Brief →
Give back the full material, exactly as it reads.

Provided data →
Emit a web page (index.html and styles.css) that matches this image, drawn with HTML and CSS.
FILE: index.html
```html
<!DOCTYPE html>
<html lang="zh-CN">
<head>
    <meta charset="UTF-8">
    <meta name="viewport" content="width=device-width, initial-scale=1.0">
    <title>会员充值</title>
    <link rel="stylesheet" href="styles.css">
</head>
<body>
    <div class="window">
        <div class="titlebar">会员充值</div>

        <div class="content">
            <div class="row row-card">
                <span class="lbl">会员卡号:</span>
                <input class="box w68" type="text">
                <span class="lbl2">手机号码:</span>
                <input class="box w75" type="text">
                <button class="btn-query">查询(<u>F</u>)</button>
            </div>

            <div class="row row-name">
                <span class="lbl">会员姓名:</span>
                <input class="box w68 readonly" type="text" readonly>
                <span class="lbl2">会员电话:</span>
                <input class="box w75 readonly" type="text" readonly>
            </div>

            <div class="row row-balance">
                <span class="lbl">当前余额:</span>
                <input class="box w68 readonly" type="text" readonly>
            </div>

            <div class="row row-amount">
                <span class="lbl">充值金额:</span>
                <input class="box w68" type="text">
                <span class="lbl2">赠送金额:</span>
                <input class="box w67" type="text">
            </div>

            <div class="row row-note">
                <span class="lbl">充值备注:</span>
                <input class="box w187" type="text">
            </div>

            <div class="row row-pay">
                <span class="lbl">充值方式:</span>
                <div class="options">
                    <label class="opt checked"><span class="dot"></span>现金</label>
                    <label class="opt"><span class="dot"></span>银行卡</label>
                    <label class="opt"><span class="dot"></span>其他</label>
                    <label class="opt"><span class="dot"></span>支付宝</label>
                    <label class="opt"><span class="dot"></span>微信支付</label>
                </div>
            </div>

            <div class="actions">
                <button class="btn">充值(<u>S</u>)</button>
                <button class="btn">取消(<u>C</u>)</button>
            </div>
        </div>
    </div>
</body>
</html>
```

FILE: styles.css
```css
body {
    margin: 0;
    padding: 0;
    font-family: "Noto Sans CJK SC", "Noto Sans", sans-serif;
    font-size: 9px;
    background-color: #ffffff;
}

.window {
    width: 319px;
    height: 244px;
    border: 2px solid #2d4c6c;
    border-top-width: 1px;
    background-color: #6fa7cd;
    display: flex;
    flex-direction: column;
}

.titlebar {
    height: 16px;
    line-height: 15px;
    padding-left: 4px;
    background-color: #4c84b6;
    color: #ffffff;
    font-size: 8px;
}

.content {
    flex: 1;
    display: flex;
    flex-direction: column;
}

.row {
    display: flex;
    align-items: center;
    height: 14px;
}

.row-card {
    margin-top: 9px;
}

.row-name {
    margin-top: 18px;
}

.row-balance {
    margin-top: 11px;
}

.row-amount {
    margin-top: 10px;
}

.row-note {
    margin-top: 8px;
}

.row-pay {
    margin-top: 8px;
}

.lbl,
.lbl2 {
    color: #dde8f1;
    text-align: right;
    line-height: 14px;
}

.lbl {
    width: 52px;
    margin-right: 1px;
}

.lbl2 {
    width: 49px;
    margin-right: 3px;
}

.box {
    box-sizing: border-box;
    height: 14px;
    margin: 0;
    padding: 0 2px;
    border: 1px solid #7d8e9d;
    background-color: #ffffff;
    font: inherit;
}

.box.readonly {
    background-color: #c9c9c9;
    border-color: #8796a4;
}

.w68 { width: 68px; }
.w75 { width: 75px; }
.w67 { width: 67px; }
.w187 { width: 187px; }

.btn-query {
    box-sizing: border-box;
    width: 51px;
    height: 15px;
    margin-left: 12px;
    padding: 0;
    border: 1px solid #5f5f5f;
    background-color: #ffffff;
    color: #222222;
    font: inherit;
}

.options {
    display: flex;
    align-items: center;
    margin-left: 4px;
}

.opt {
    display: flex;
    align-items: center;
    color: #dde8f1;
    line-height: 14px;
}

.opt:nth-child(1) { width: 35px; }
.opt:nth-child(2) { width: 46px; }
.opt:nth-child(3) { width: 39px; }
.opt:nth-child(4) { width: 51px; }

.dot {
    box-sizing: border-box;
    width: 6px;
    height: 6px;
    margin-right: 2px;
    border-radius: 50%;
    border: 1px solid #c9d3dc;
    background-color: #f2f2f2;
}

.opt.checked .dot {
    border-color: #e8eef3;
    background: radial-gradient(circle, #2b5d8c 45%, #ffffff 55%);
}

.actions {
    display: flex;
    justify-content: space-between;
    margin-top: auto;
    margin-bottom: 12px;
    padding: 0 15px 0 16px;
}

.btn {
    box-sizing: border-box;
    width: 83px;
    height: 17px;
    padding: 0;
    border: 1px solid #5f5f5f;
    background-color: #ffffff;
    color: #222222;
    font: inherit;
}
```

Answer →
Emit a web page (index.html and styles.css) that matches this image, drawn with HTML and CSS.
FILE: index.html
```html
<!DOCTYPE html>
<html lang="zh-CN">
<head>
    <meta charset="UTF-8">
    <meta name="viewport" content="width=device-width, initial-scale=1.0">
    <title>会员充值</title>
    <link rel="stylesheet" href="styles.css">
</head>
<body>
    <div class="window">
        <div class="titlebar">会员充值</div>

        <div class="content">
            <div class="row row-card">
                <span class="lbl">会员卡号:</span>
                <input class="box w68" type="text">
                <span class="lbl2">手机号码:</span>
                <input class="box w75" type="text">
                <button class="btn-query">查询(<u>F</u>)</button>
            </div>

            <div class="row row-name">
                <span class="lbl">会员姓名:</span>
                <input class="box w68 readonly" type="text" readonly>
                <span class="lbl2">会员电话:</span>
                <input class="box w75 readonly" type="text" readonly>
            </div>

            <div class="row row-balance">
                <span class="lbl">当前余额:</span>
                <input class="box w68 readonly" type="text" readonly>
            </div>

            <div class="row row-amount">
                <span class="lbl">充值金额:</span>
                <input class="box w68" type="text">
                <span class="lbl2">赠送金额:</span>
                <input class="box w67" type="text">
            </div>

            <div class="row row-note">
                <span class="lbl">充值备注:</span>
                <input class="box w187" type="text">
            </div>

            <div class="row row-pay">
                <span class="lbl">充值方式:</span>
                <div class="options">
                    <label class="opt checked"><span class="dot"></span>现金</label>
                    <label class="opt"><span class="dot"></span>银行卡</label>
                    <label class="opt"><span class="dot"></span>其他</label>
                    <label class="opt"><span class="dot"></span>支付宝</label>
                    <label class="opt"><span class="dot"></span>微信支付</label>
                </div>
            </div>

            <div class="actions">
                <button class="btn">充值(<u>S</u>)</button>
                <button class="btn">取消(<u>C</u>)</button>
            </div>
        </div>
    </div>
</body>
</html>
```

FILE: styles.css
```css
body {
    margin: 0;
    padding: 0;
    font-family: "Noto Sans CJK SC", "Noto Sans", sans-serif;
    font-size: 9px;
    background-color: #ffffff;
}

.window {
    width: 319px;
    height: 244px;
    border: 2px solid #2d4c6c;
    border-top-width: 1px;
    background-color: #6fa7cd;
    display: flex;
    flex-direction: column;
}

.titlebar {
    height: 16px;
    line-height: 15px;
    padding-left: 4px;
    background-color: #4c84b6;
    color: #ffffff;
    font-size: 8px;
}

.content {
    flex: 1;
    display: flex;
    flex-direction: column;
}

.row {
    display: flex;
    align-items: center;
    height: 14px;
}

.row-card {
    margin-top: 9px;
}

.row-name {
    margin-top: 18px;
}

.row-balance {
    margin-top: 11px;
}

.row-amount {
    margin-top: 10px;
}

.row-note {
    margin-top: 8px;
}

.row-pay {
    margin-top: 8px;
}

.lbl,
.lbl2 {
    color: #dde8f1;
    text-align: right;
    line-height: 14px;
}

.lbl {
    width: 52px;
    margin-right: 1px;
}

.lbl2 {
    width: 49px;
    margin-right: 3px;
}

.box {
    box-sizing: border-box;
    height: 14px;
    margin: 0;
    padding: 0 2px;
    border: 1px solid #7d8e9d;
    background-color: #ffffff;
    font: inherit;
}

.box.readonly {
    background-color: #c9c9c9;
    border-color: #8796a4;
}

.w68 { width: 68px; }
.w75 { width: 75px; }
.w67 { width: 67px; }
.w187 { width: 187px; }

.btn-query {
    box-sizing: border-box;
    width: 51px;
    height: 15px;
    margin-left: 12px;
    padding: 0;
    border: 1px solid #5f5f5f;
    background-color: #ffffff;
    color: #222222;
    font: inherit;
}

.options {
    display: flex;
    align-items: center;
    margin-left: 4px;
}

.opt {
    display: flex;
    align-items: center;
    color: #dde8f1;
    line-height: 14px;
}

.opt:nth-child(1) { width: 35px; }
.opt:nth-child(2) { width: 46px; }
.opt:nth-child(3) { width: 39px; }
.opt:nth-child(4) { width: 51px; }

.dot {
    box-sizing: border-box;
    width: 6px;
    height: 6px;
    margin-right: 2px;
    border-radius: 50%;
    border: 1px solid #c9d3dc;
    background-color: #f2f2f2;
}

.opt.checked .dot {
    border-color: #e8eef3;
    background: radial-gradient(circle, #2b5d8c 45%, #ffffff 55%);
}

.actions {
    display: flex;
    justify-content: space-between;
    margin-top: auto;
    margin-bottom: 12px;
    padding: 0 15px 0 16px;
}

.btn {
    box-sizing: border-box;
    width: 83px;
    height: 17px;
    padding: 0;
    border: 1px solid #5f5f5f;
    background-color: #ffffff;
    color: #222222;
    font: inherit;
}
```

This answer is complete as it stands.